JR: Right, STUART ADAMSON was the Skids guitarist, but he didn’t sing then [RICHARD JOBSON fronted The Skids].

TOM: So the guy from Big Country was in The Skids? [yes]

JR: He was The Skids if you ask me.

ML: And he just died, right? What did he die of?

JR: Suicide, I think I recall. In Hawaii, if I’m not mistaken. [Yes, hanging in a Best Western hotel room in Honolulu on December 16, 2001. At age 43, Adamson’s alcoholism had returned after 12 dry years. -JR]

CHRIS: (laughing at the absurdity) “What did he die of?” “Suicide.” That’s a gem…

JR: That incurable case of suicide—the doctors could do nothing for him!

ML: I remember that no one else was involved, that’s all I recall.

JR: Thus the coroner’s findings—it was an open and shut case!

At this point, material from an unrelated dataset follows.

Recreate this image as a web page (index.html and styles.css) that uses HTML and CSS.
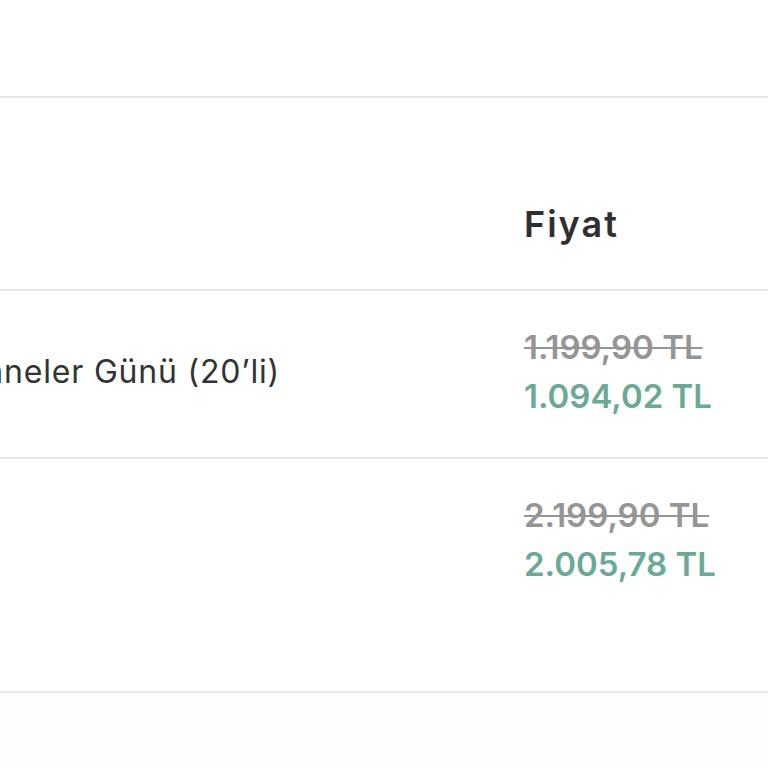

[Parts III, IV, V and VI to follow]

Filed under britpop post-punk

Comments

“British Prime Minister Neville Chamberlain and France’s Edouard Daladier singed”? cool! anyone have this on mp3?


chris    2006-04-18 14:14    #

Damned ineffectual spellchecker! Thanks for the spot—it’s now corrected.


Mick Lewis    2006-04-18 14:20    #

Damn, I’m sure it looks worse in stark print than it was in conversation, but it seems like you guys had a real laugh about Stuart Adamson…just a thought, that’s all.


Scott F.    2006-04-20 15:39    #

Scott F.—We certainly weren’t laughing at Stuart Adamson—suicide is a tragic and unfortunate demise for anyone. It was more of an uncomfortable laughter/black humor about suicide itself—as fans of Adamson’s work, we certainly weren’t making light of his pain.


Mick Lewis    2006-04-20 23:45    #

I figured as much…it was just something that occurred to me. Thanks for clarifying.